Requirement ▸ Give the material once more, word for word, without any images.

Available data ▸
********************

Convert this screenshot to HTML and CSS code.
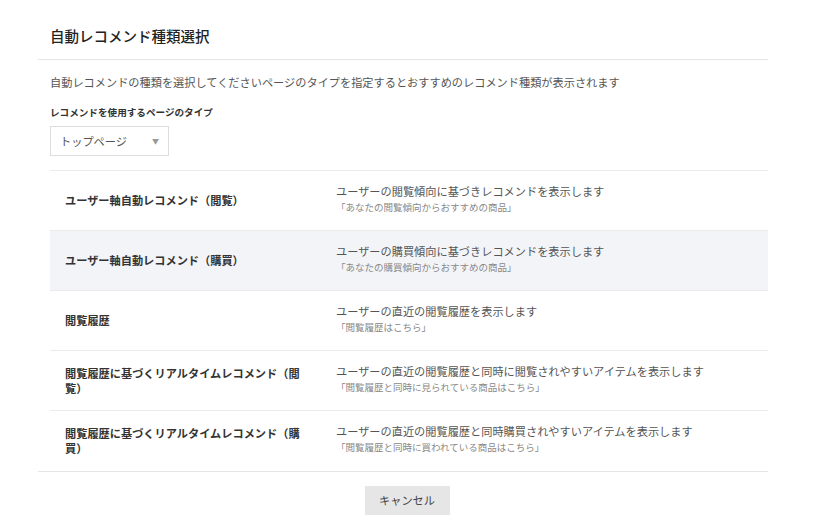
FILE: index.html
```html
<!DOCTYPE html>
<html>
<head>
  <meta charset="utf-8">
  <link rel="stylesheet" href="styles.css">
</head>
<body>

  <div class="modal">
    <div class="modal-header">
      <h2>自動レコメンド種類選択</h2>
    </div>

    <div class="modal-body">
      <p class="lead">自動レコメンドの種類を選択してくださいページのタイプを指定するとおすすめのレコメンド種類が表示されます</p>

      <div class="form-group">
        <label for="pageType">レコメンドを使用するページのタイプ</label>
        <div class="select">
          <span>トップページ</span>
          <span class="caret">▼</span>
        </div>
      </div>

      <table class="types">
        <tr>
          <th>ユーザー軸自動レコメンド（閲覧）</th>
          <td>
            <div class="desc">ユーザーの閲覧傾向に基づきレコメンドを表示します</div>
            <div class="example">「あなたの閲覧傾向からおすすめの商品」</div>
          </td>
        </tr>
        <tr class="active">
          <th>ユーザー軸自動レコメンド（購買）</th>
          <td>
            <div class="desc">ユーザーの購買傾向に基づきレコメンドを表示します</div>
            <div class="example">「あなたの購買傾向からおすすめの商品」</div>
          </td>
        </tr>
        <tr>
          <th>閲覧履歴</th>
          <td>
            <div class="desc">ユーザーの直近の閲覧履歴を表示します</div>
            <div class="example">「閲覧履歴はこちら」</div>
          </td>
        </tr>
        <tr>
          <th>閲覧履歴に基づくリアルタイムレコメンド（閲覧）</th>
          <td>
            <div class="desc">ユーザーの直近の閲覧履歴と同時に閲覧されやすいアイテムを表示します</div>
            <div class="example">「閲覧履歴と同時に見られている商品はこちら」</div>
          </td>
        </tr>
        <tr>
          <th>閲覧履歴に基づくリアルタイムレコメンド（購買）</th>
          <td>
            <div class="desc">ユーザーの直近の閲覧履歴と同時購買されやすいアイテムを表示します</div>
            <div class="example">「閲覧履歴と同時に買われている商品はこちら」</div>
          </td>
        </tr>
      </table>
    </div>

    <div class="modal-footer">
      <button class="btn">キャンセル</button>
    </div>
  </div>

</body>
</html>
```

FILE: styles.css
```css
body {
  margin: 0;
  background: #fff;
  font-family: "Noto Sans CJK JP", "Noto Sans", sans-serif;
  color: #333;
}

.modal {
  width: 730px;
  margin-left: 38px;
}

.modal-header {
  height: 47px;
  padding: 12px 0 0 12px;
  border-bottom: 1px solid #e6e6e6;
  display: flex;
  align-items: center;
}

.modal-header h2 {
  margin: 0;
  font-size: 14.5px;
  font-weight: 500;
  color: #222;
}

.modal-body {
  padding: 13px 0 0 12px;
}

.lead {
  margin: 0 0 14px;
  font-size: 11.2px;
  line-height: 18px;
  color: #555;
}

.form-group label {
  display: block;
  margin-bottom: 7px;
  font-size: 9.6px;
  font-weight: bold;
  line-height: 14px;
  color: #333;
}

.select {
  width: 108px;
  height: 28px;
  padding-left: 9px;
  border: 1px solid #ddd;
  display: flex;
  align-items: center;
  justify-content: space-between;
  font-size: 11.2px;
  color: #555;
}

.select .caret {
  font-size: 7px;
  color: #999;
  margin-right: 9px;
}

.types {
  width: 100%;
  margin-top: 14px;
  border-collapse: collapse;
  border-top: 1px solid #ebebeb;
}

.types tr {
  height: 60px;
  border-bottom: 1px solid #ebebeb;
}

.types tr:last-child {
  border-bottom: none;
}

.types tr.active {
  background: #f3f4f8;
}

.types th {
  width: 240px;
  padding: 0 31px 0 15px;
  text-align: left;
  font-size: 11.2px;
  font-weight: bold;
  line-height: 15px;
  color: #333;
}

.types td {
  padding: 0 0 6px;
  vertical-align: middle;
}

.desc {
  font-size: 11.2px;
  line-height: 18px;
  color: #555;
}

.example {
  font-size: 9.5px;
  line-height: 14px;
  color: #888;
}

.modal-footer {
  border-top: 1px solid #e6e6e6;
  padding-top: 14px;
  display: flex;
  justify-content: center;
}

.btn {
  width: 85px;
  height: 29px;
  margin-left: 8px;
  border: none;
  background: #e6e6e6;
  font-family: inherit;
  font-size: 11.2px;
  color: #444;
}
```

********************

Result ▸
Convert this screenshot to HTML and CSS code.
FILE: index.html
```html
<!DOCTYPE html>
<html>
<head>
  <meta charset="utf-8">
  <link rel="stylesheet" href="styles.css">
</head>
<body>

  <div class="modal">
    <div class="modal-header">
      <h2>自動レコメンド種類選択</h2>
    </div>

    <div class="modal-body">
      <p class="lead">自動レコメンドの種類を選択してくださいページのタイプを指定するとおすすめのレコメンド種類が表示されます</p>

      <div class="form-group">
        <label for="pageType">レコメンドを使用するページのタイプ</label>
        <div class="select">
          <span>トップページ</span>
          <span class="caret">▼</span>
        </div>
      </div>

      <table class="types">
        <tr>
          <th>ユーザー軸自動レコメンド（閲覧）</th>
          <td>
            <div class="desc">ユーザーの閲覧傾向に基づきレコメンドを表示します</div>
            <div class="example">「あなたの閲覧傾向からおすすめの商品」</div>
          </td>
        </tr>
        <tr class="active">
          <th>ユーザー軸自動レコメンド（購買）</th>
          <td>
            <div class="desc">ユーザーの購買傾向に基づきレコメンドを表示します</div>
            <div class="example">「あなたの購買傾向からおすすめの商品」</div>
          </td>
        </tr>
        <tr>
          <th>閲覧履歴</th>
          <td>
            <div class="desc">ユーザーの直近の閲覧履歴を表示します</div>
            <div class="example">「閲覧履歴はこちら」</div>
          </td>
        </tr>
        <tr>
          <th>閲覧履歴に基づくリアルタイムレコメンド（閲覧）</th>
          <td>
            <div class="desc">ユーザーの直近の閲覧履歴と同時に閲覧されやすいアイテムを表示します</div>
            <div class="example">「閲覧履歴と同時に見られている商品はこちら」</div>
          </td>
        </tr>
        <tr>
          <th>閲覧履歴に基づくリアルタイムレコメンド（購買）</th>
          <td>
            <div class="desc">ユーザーの直近の閲覧履歴と同時購買されやすいアイテムを表示します</div>
            <div class="example">「閲覧履歴と同時に買われている商品はこちら」</div>
          </td>
        </tr>
      </table>
    </div>

    <div class="modal-footer">
      <button class="btn">キャンセル</button>
    </div>
  </div>

</body>
</html>
```

FILE: styles.css
```css
body {
  margin: 0;
  background: #fff;
  font-family: "Noto Sans CJK JP", "Noto Sans", sans-serif;
  color: #333;
}

.modal {
  width: 730px;
  margin-left: 38px;
}

.modal-header {
  height: 47px;
  padding: 12px 0 0 12px;
  border-bottom: 1px solid #e6e6e6;
  display: flex;
  align-items: center;
}

.modal-header h2 {
  margin: 0;
  font-size: 14.5px;
  font-weight: 500;
  color: #222;
}

.modal-body {
  padding: 13px 0 0 12px;
}

.lead {
  margin: 0 0 14px;
  font-size: 11.2px;
  line-height: 18px;
  color: #555;
}

.form-group label {
  display: block;
  margin-bottom: 7px;
  font-size: 9.6px;
  font-weight: bold;
  line-height: 14px;
  color: #333;
}

.select {
  width: 108px;
  height: 28px;
  padding-left: 9px;
  border: 1px solid #ddd;
  display: flex;
  align-items: center;
  justify-content: space-between;
  font-size: 11.2px;
  color: #555;
}

.select .caret {
  font-size: 7px;
  color: #999;
  margin-right: 9px;
}

.types {
  width: 100%;
  margin-top: 14px;
  border-collapse: collapse;
  border-top: 1px solid #ebebeb;
}

.types tr {
  height: 60px;
  border-bottom: 1px solid #ebebeb;
}

.types tr:last-child {
  border-bottom: none;
}

.types tr.active {
  background: #f3f4f8;
}

.types th {
  width: 240px;
  padding: 0 31px 0 15px;
  text-align: left;
  font-size: 11.2px;
  font-weight: bold;
  line-height: 15px;
  color: #333;
}

.types td {
  padding: 0 0 6px;
  vertical-align: middle;
}

.desc {
  font-size: 11.2px;
  line-height: 18px;
  color: #555;
}

.example {
  font-size: 9.5px;
  line-height: 14px;
  color: #888;
}

.modal-footer {
  border-top: 1px solid #e6e6e6;
  padding-top: 14px;
  display: flex;
  justify-content: center;
}

.btn {
  width: 85px;
  height: 29px;
  margin-left: 8px;
  border: none;
  background: #e6e6e6;
  font-family: inherit;
  font-size: 11.2px;
  color: #444;
}
```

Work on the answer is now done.